A reminder of the power of human rights
Human rights has so long been a stranger at the gates in the Arab world that the West may now owe thanks to the Arab people for reminding the world of its importance.
It is, to be sure, early days. Fighting in Libya and worry in Bahrain and Saudi Arabia shows how fraught and unscripted revolutions are. But the Arab uprising has upended aspects of realpolitik, which for decades dictated Western support for autocrats as the answer to fears of chaos, political Islam, and tides of Arab émigrés.
Yet as the Economist magazine noted, “after the wave of secular uprisings, it is the cynics who seem out of touch, and the idealists have turned out to be the realists.…Hard-headed students of realpolitik like to think that only they see the world as it truly is, and that those who pursue human rights … have their head in the clouds.”
This week, Qaddafi again offered up a litany of culprits for the uprisings in his midst: foreign conspiracy, British and American lust for oil, Al Qaeda, and youths on drugs. He asked Libyans to rely on his “moral authority” – a request that an ever more sophisticated Arab generation widely read as an insult to their intelligence.
When leaders don't respect their own people
To this point, the concept of “hogra,” an Algerian term that is found on Arab blogs from Morocco to Bahrain, is relevant. It’s used to describe the contempt felt for Arab people by their own authorities. Nabil Echchaibi, a professor at the University of Colorado-Boulder, addressed the issue in his blog as hired Qaddafi mercenaries shot people in Libya's streets:
“What kind of legitimate government kills its people and then pays people to rally on its behalf? This is exactly the kind of baseness and contempt that Arabs are revolting against.”
Arab political language is changing, Mr. Echchaibi says: “The new slogans are about equitable distribution of wealth, defeating nepotism and corruption, freedom of expression and assembly, all of which are rights meant to restore self-respect and render to people their due sense of dignity.”
Even in Saudi Arabia, where King Abdullah just introduced $36 billion in new measures to help young Saudis in particular deal with housing and education costs, as well as inflation and unemployment, Saudis are openly calling for political reforms. On Feb. 23, a group of 40 young Saudis signed an "open letter to the King," asking for elections for the advisory Shura Council, women's suffrage, and greater accountability, among other things.
The late Polish poet Czeslaw Milosz, guiding light of the Solidarity movement that helped end the Soviet empire, captured something of this in his 1980 Nobel lecture, a decade before the fall of the Berlin Wall. He located the core of change precisely where John Adams located it in the US colonies, prior to the American Revolution: in the minds of the people.
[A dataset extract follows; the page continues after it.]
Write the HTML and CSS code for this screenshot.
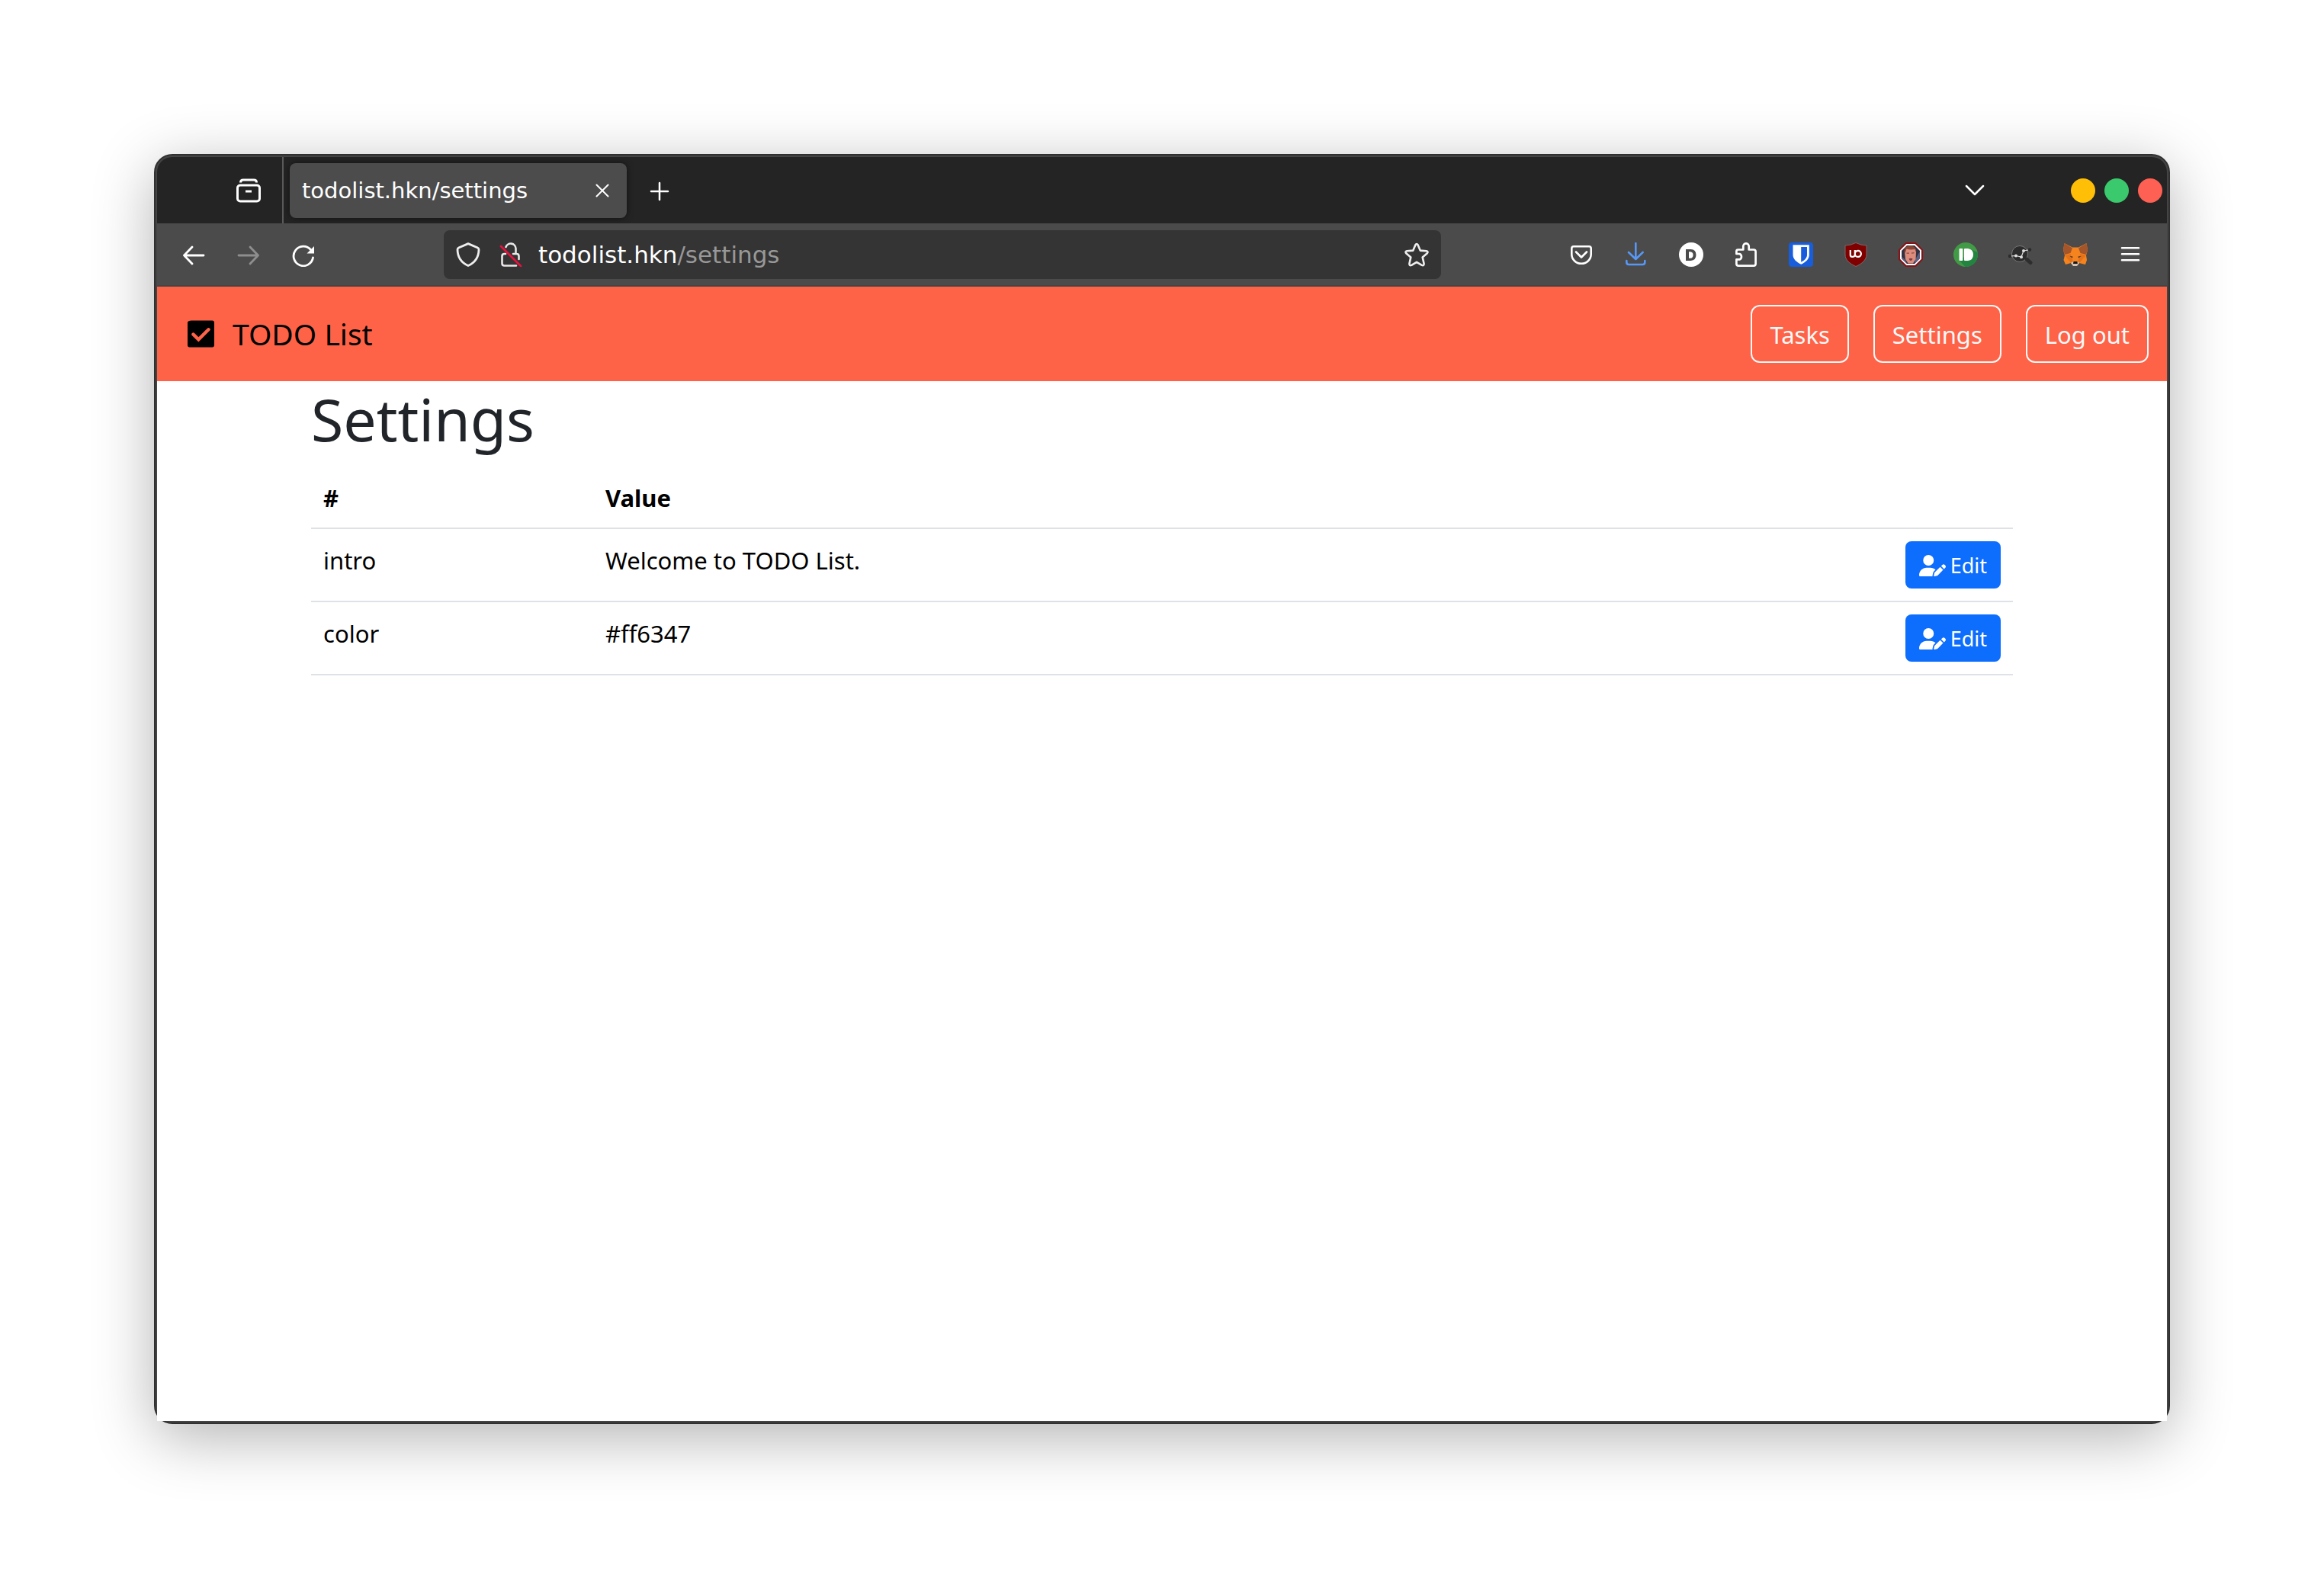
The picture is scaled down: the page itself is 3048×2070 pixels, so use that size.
FILE: index.html
```html
<!DOCTYPE html>
<html lang="en">
<head>
<meta charset="utf-8">
<title>todolist.hkn/settings</title>
<link rel="stylesheet" href="styles.css">
</head>
<body>
<div class="window">
<div class="frame">
  <div class="tabbar">
    <button class="icon-btn" aria-label="Firefox View">
      <svg viewBox="0 0 32 32" fill="none" stroke="#fff" stroke-width="3"><path d="M5.500 5.500Q5.500 2 9 2H23Q26.500 2 26.500 5.500" stroke-width="3"/><rect x="1.500" y="9" width="29" height="21" rx="3.500"/><path d="M12 17h8"/></svg>
    </button>
    <span class="divider"></span>
    <div class="tab" role="tab" aria-selected="true">
      <span class="tab-title">todolist.hkn/settings</span>
      <button class="icon-btn" aria-label="Close tab">
        <svg viewBox="0 0 32 32" fill="none" stroke="#fff" stroke-width="2" stroke-linecap="round"><path d="M8.500 8.500L23.500 23.500M23.500 8.500L8.500 23.500"/></svg>
      </button>
    </div>
    <button class="icon-btn new-tab" aria-label="New tab">
      <svg viewBox="0 0 32 32" fill="none" stroke="#fff" stroke-width="2.500" stroke-linecap="round"><path d="M16 6V28M5 17H27"/></svg>
    </button>
    <button class="icon-btn list-tabs" aria-label="List all tabs">
      <svg viewBox="0 0 32 32" fill="none" stroke="#fff" stroke-width="2.500" stroke-linecap="round" stroke-linejoin="round"><path d="M5 10L16 21L27 10"/></svg>
    </button>
    <div class="controls">
      <button class="control minimize" aria-label="Minimize"></button>
      <button class="control maximize" aria-label="Maximize"></button>
      <button class="control close" aria-label="Close"></button>
    </div>
  </div>
  <div class="toolbar">
    <div class="tools">
      <button class="icon-btn" aria-label="Back">
        <svg viewBox="0 0 32 32" fill="none" stroke="#fff" stroke-width="2.800" stroke-linecap="round" stroke-linejoin="round"><path d="M14 6L3.500 17L14 28M3.500 17H29"/></svg>
      </button>
      <button class="icon-btn" aria-label="Forward">
        <svg viewBox="0 0 32 32" fill="none" stroke="#8e8e8e" stroke-width="2.800" stroke-linecap="round" stroke-linejoin="round"><path d="M18 6L28.500 17L18 28M28.500 17H3"/></svg>
      </button>
      <button class="icon-btn" aria-label="Reload">
        <svg viewBox="0 0 32 32" fill="none" stroke="#fff" stroke-width="2.800" stroke-linecap="round"><path d="M28.500 20A12.800 12.800 0 1 1 25.500 9.500"/><path d="M30 5V14.500H20.500Z" fill="#fff" stroke="none"/></svg>
      </button>
    </div>
    <div class="urlbar">
      <svg class="icon" viewBox="0 0 32 32" fill="none" stroke="#eee" stroke-width="2.800" stroke-linejoin="round"><path d="M16 1.600L28.500 7Q30 7.600 30 9.500C29.800 19 25 26.500 16 30.500C7 26.500 2.200 19 2 9.500Q2 7.600 3.500 7Z"/></svg>
      <svg class="icon" viewBox="0 0 32 32" fill="none" stroke="#e8e8e8" stroke-width="2.600" stroke-linecap="round"><path d="M9.500 6A6.700 6.700 0 0 1 22.500 8V15M19 15H23.500Q26.500 15 26.500 18V22M9 15H7.500Q4.500 15 4.500 18V27.500Q4.500 30.500 7.500 30.500H23"/><path d="M3 5L29 31" stroke="#e8113e" stroke-width="2.600"/></svg>
      <div class="address" role="textbox" contenteditable="true" spellcheck="false" aria-label="Address">todolist.hkn<span class="path">/settings</span></div>
      <button class="icon-btn" aria-label="Bookmark this page">
        <svg viewBox="0 0 32 32" fill="none" stroke="#eee" stroke-width="2.600" stroke-linejoin="round"><path d="M14.400 3.300Q16 0.800 17.600 3.300L20.700 10.600L28.800 11.300Q31.600 12 29.800 14.200L23.700 19.400L25.600 28Q25.600 31 22.800 29.900L16 25.800L9.200 29.900Q6.400 31 6.400 28L8.300 19.400L2.200 14.200Q0.400 12 3.200 11.300L11.300 10.600Z"/></svg>
      </button>
    </div>
    <div class="tools">
      <button class="icon-btn" aria-label="Save to Pocket">
        <svg viewBox="0 0 32 32" fill="none" stroke="#fff" stroke-width="2.600" stroke-linecap="round" stroke-linejoin="round"><path d="M6 5.300H26Q28.700 5.300 28.700 8V15.500A12.700 12.300 0 0 1 3.300 15.500V8Q3.300 5.300 6 5.300Z"/><path d="M9 12.500L16 19.500L23 12.500"/></svg>
      </button>
      <button class="icon-btn" aria-label="Downloads">
        <svg viewBox="0 0 32 32" fill="none" stroke="#5797f6" stroke-width="2.600" stroke-linecap="round" stroke-linejoin="round"><path d="M15.300 1V22M6 13L15.300 22L24.600 13M3.300 24V26Q3.300 29 6.300 29H24.300Q27.300 29 27.300 26V24"/></svg>
      </button>
      <button class="icon-btn" aria-label="Dashlane">
        <svg viewBox="0 0 32 32"><circle cx="16" cy="16" r="16" fill="#fff"/><path d="M9 9H15.500Q22.500 9.400 22.500 16.300Q22.500 23.600 15.500 24H9ZM13 12.300V20.800H15Q18.600 20.500 18.600 16.500Q18.600 12.600 15 12.300Z" fill="#4b4b4b" fill-rule="evenodd"/></svg>
      </button>
      <button class="icon-btn" aria-label="Extensions">
        <svg viewBox="0 0 32 32" fill="none" stroke="#fff" stroke-width="2.700" stroke-linejoin="round"><path d="M5.500 9.500H12.300V5A3.700 3.700 0 0 1 19.700 5V9.500H26Q28.600 9.500 28.600 12V28Q28.600 30.600 26 30.600H6Q3.400 30.600 3.400 28V22.400H7.500A4 4 0 0 0 7.500 15H3.400V11.500Q3.400 9.500 5.500 9.500Z"/></svg>
      </button>
      <button class="icon-btn" aria-label="Bitwarden">
        <svg viewBox="0 0 32 32"><rect width="32" height="32" rx="4" fill="#175ddc"/><path d="M5.500 3.300H26.800V16.500C26.800 22 22 26 16.200 28.700C10.500 26 5.500 22 5.500 16.500Z" fill="#fff"/><path d="M16.200 6H24V16.500C24 20.500 20.500 23.500 16.200 25.700Z" fill="#175ddc"/></svg>
      </button>
      <button class="icon-btn" aria-label="uBlock Origin">
        <svg viewBox="0 0 32 32"><path d="M16 .5Q23 4 30 4V16C30 23 24 28 16 31.500C8 28 2 23 2 16V4Q9 4 16 .5Z" fill="#800000" stroke="#79686a" stroke-width="1"/><path d="M8.800 10V16.500Q8.800 18.900 11.500 18.900T14.800 16.500V10M14.800 15A4 4 0 1 0 22.900 14.800A4 4 0 1 0 14.800 15" fill="none" stroke="#fff" stroke-width="2.200"/></svg>
      </button>
      <button class="icon-btn" aria-label="Rickroll blocker">
        <svg viewBox="0 0 32 32"><path d="M9.500 0H22.500L32 9.500V22.500L22.500 32H9.500L0 22.500V9.500Z" fill="#8a1114"/><path d="M10.300 2H21.700L30 10.300V21.700L21.700 30H10.300L2 21.700V10.300Z" fill="#fff"/><path d="M11 4H21L28 11V21L21 28H11L4 21V11Z" fill="#343241"/><path d="M4.500 19L9 23L11 28L4 21ZM28 12V21L21 28L22 22Z" fill="#5b5f80"/><path d="M8 12Q8 5.500 15 5.500Q22.500 5.500 23 13L22.500 22L19 27.500H12.500L9 22Z" fill="#dd8c7c"/><path d="M7.500 13Q7 4.500 15 4.200Q23.500 4 23.300 13L21.500 9Q15 10 10.500 8.500L8.800 13.500Z" fill="#8a4535"/><path d="M10.500 14.200H14M17 14.200L20.500 13.600" stroke="#8a4a44" stroke-width="1.300" fill="none"/><path d="M13.500 21.500Q16 20 18.500 21.500Q17.500 24 16 24T13.500 21.500Z" fill="#7a3c40"/></svg>
      </button>
      <button class="icon-btn" aria-label="Pushbullet">
        <svg viewBox="0 0 32 32"><circle cx="16" cy="16" r="16" fill="#419a45"/><path d="M8 24L15.500 32A16 16 0 0 0 31.700 13L24.500 10Z" fill="#22843f"/><rect x="7.500" y="8" width="4.800" height="16" rx="1" fill="#fff"/><path d="M15 8H19Q26 9 26 16T19 24H15Q14 24 14 23V9Q14 8 15 8Z" fill="#fff"/></svg>
      </button>
      <button class="icon-btn" aria-label="Graph inspector">
        <svg viewBox="0 0 32 32"><circle cx="15" cy="15" r="10.500" fill="#2c2c2c" stroke="#777" stroke-width="1"/><path d="M24.500 22.500L29 26.500" stroke="#2d2d2d" stroke-width="5" stroke-linecap="round"/><circle cx="2" cy="18" r="2.200" fill="#2c2c2c"/><circle cx="28" cy="9.500" r="2.200" fill="#2c2c2c"/><path d="M4 17.800L10 17.500L17 19L20 11L26 10" stroke="#ddd" stroke-width="1.200" fill="none"/><circle cx="10" cy="17.500" r="2" fill="#ddd"/><circle cx="17" cy="19.300" r="2" fill="#ddd"/><circle cx="20" cy="11" r="2" fill="#ddd"/></svg>
      </button>
      <button class="icon-btn" aria-label="MetaMask">
        <svg viewBox="0 0 32 32"><path d="M1.500 1L12 6.500H20L30.500 1L32 10L30 17L31 23L29 29L21 27L18 30.500H13L10 27L3 29L.5 23L2 17L0 10Z" fill="#f5841f"/><path d="M1.500 1L12 7.500L9.500 14L2 16L0 10ZM30.500 1L20 7.500L22.500 14L30 16L32 10Z" fill="#a4562a"/><path d="M9.500 15L13 25L10 27L2 17ZM22.500 15L19 25L21 27L30 17Z" fill="#e57218"/><path d="M8.500 18L12.500 18.500L12 20.500ZM23.500 18L19.500 18.500L20 20.500Z" fill="#3a3230"/><path d="M10 27L13 25H19L21 27L18 31H13Z" fill="#d5c1b2"/><path d="M13.500 25H18.500L18.800 28H13Z" fill="#161616"/></svg>
      </button>
      <button class="icon-btn" aria-label="Open application menu">
        <svg viewBox="0 0 32 32" fill="none" stroke="#fff" stroke-width="2.600" stroke-linecap="round"><path d="M5 7.300H27M5 15.300H27M5 23.300H27"/></svg>
      </button>
    </div>
  </div>

  <nav class="navbar">
    <a class="brand" href="#">
      <svg class="brand-icon" viewBox="0 0 448 512"><path d="M64 32C28.700 32 0 46 0 64V448C0 465 14 480 32 480H416C434 480 448 465 448 448V64C448 46 434 32 416 32Z"/><path d="M96 264L184 350L352 182" fill="none" stroke="#ff6347" stroke-width="56" stroke-linecap="round"/></svg>
      <span>TODO List</span>
    </a>
    <div class="nav-links">
      <a class="btn-outline" href="#">Tasks</a>
      <a class="btn-outline" href="#">Settings</a>
      <a class="btn-outline" href="#">Log out</a>
    </div>
  </nav>

  <main class="page">
    <div class="container">
      <h1>Settings</h1>
      <table class="table">
        <thead>
          <tr><th class="key" scope="col">#</th><th scope="col">Value</th><th scope="col"></th></tr>
        </thead>
        <tbody>
          <tr>
            <td>intro</td>
            <td>Welcome to TODO List.</td>
            <td class="actions"><button class="btn-primary"><svg class="edit-icon" viewBox="0 0 640 512" fill="#fff"><path d="M224 256A128 128 0 1 0 224 0a128 128 0 1 0 0 256zm-45.700 48C79.800 304 0 383.800 0 482.300C0 498.700 13.300 512 29.700 512H322.800c-3.100-8.800-3.700-18.400-1.400-27.800l15-60.100c2.800-11.300 8.600-21.500 16.800-29.700l40.300-40.300c-32.100-31-75.700-50.100-123.900-50.100H178.300zm435.500-68.300c-15.600-15.600-40.900-15.600-56.600 0l-29.400 29.400 71 71 29.400-29.400c15.600-15.600 15.600-40.900 0-56.600l-14.400-14.400zM375.900 417c-4.100 4.100-7 9.200-8.400 14.900l-15 60.100c-1.400 5.500.2 11.200 4.200 15.200s9.700 5.600 15.200 4.200l60.100-15c5.600-1.400 10.800-4.300 14.900-8.400L576.100 358.700l-71-71L375.900 417z"/></svg>Edit</button></td>
          </tr>
          <tr>
            <td>color</td>
            <td>#ff6347</td>
            <td class="actions"><button class="btn-primary"><svg class="edit-icon" viewBox="0 0 640 512" fill="#fff"><path d="M224 256A128 128 0 1 0 224 0a128 128 0 1 0 0 256zm-45.700 48C79.800 304 0 383.800 0 482.300C0 498.700 13.300 512 29.700 512H322.800c-3.100-8.800-3.700-18.400-1.400-27.800l15-60.100c2.800-11.300 8.600-21.500 16.800-29.700l40.300-40.300c-32.100-31-75.700-50.100-123.900-50.100H178.300zm435.500-68.300c-15.600-15.600-40.900-15.600-56.600 0l-29.400 29.400 71 71 29.400-29.400c15.600-15.600 15.600-40.900 0-56.600l-14.400-14.400zM375.900 417c-4.100 4.100-7 9.200-8.400 14.900l-15 60.100c-1.400 5.500.2 11.200 4.200 15.200s9.700 5.600 15.200 4.200l60.100-15c5.600-1.400 10.800-4.300 14.900-8.400L576.100 358.700l-71-71L375.900 417z"/></svg>Edit</button></td>
          </tr>
        </tbody>
      </table>
    </div>
  </main>
</div>
</div>
</body>
</html>
```
FILE: styles.css
```css
* { box-sizing: border-box; }

body {
  margin: 0;
  padding: 202px;
  min-height: 100vh;
  display: flex;
  background: #fff;
  color: #000;
  font-family: "Noto Sans", sans-serif;
  font-size: 31px;
  line-height: 48px;
}

button {
  margin: 0;
  padding: 0;
  border: 0;
  background: none;
  font: inherit;
  color: inherit;
}

a { color: inherit; text-decoration: none; }

svg { display: block; }

/* Browser window */
.window {
  flex: 1;
  min-width: 0;
  display: flex;
  border: 2px solid #303030;
  border-radius: 24px;
  background: #444;
  box-shadow: 0 18px 80px rgba(0, 0, 0, 0.3);
}

.frame {
  flex: 1;
  min-width: 0;
  display: flex;
  flex-direction: column;
  border: 2px solid #444;
  border-radius: 22px;
}

.icon-btn, .icon { width: 32px; height: 32px; flex: none; }

.tabbar {
  display: flex;
  align-items: center;
  height: 87px;
  padding: 0 6px 0 104px;
  border-radius: 20px 20px 0 0;
  background: #242424;
}

.divider {
  align-self: stretch;
  width: 2px;
  margin: 0 8px 0 28px;
  background: #5a5a5a;
}

.tab {
  display: flex;
  align-items: center;
  justify-content: space-between;
  width: 442px;
  height: 72px;
  padding: 0 16px;
  border-radius: 8px;
  background: #4c4c4c;
  box-shadow: 0 0 8px rgba(0, 0, 0, 0.5);
  color: #fff;
  font-family: "DejaVu Sans", sans-serif;
  font-size: 29px;
}

.new-tab { margin-left: 27px; }

.list-tabs { margin: 0 110px 0 auto; }

.controls { display: flex; gap: 12px; }

.control { width: 32px; height: 32px; border-radius: 50%; }
.minimize { background: #ffbf06; }
.maximize { background: #3ac96c; }
.close { background: #ff6054; }

.toolbar {
  display: flex;
  align-items: center;
  gap: 168px;
  height: 83px;
  padding: 0 32px;
  border-bottom: 2px solid #444;
  background: #4b4b4b;
}

.tools { display: flex; gap: 40px; }

.urlbar {
  flex: 1;
  min-width: 0;
  display: flex;
  align-items: center;
  gap: 24px;
  height: 64px;
  padding: 0 16px;
  border-radius: 8px;
  background: #343434;
}

.address {
  flex: 1;
  margin-left: -4px;
  color: #fff;
  font-family: "DejaVu Sans", sans-serif;
  font-size: 31px;
  white-space: nowrap;
}

.path { color: #989898; }

/* Application */
.navbar {
  display: flex;
  align-items: center;
  justify-content: space-between;
  padding: 24px 24px 24px 40px;
  background: #ff6347;
}

.brand {
  display: flex;
  align-items: center;
  gap: 24px;
  font-size: 39px;
}

.brand-icon { width: 35px; height: 40px; }

.nav-links { display: flex; gap: 32px; }

.btn-outline {
  padding: 13px 23px 11px;
  border: 2px solid #f8f9fa;
  border-radius: 12px;
  color: #f8f9fa;
}

.page { flex: 1; background: #fff; }

.container {
  max-width: 2280px;
  margin: 0 auto;
  padding: 0 24px;
}

h1 {
  margin: 0;
  padding: 2px 0 14px;
  color: #212529;
  font-size: 77px;
  font-weight: 400;
  line-height: 96px;
}

.table { width: 100%; border-collapse: separate; border-spacing: 0; }

.table th, .table td {
  padding: 17px 16px 15px;
  border-bottom: 2px solid #dee2e6;
  text-align: left;
  vertical-align: top;
}

.table .key { width: 370px; }

.table .actions {
  padding-top: 16px;
  padding-bottom: 16px;
  text-align: right;
}

.btn-primary {
  display: inline-flex;
  align-items: center;
  gap: 6px;
  padding: 11px 18px 9px;
  border-radius: 8px;
  background: #0d6efd;
  color: #fff;
  font-size: 27px;
  line-height: 42px;
  vertical-align: top;
}

.edit-icon { width: 35px; height: 28px; }
```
Mr. Milosz, a veteran of the Warsaw uprising under the Nazis, nonetheless found a transcendent aspect in the long term: “A profound transformation, of which we are hardly aware, because we are a part of it, has been taking place, coming to the surface from time to time in phenomena that provoke general astonishment. That transformation has to do … with ‘the deepest secret of toiling masses, more than ever alive, vibrant and tormented.’ Their secret, an unavowed need of true values, finds no language to express itself and here not only the mass media but also intellectuals bear a heavy responsibility. But transformation has been going on, defying short term predictions, and it is probable that in spite of all horrors and perils, our time will be judged as a necessary phase of travail before mankind ascends to a new awareness.”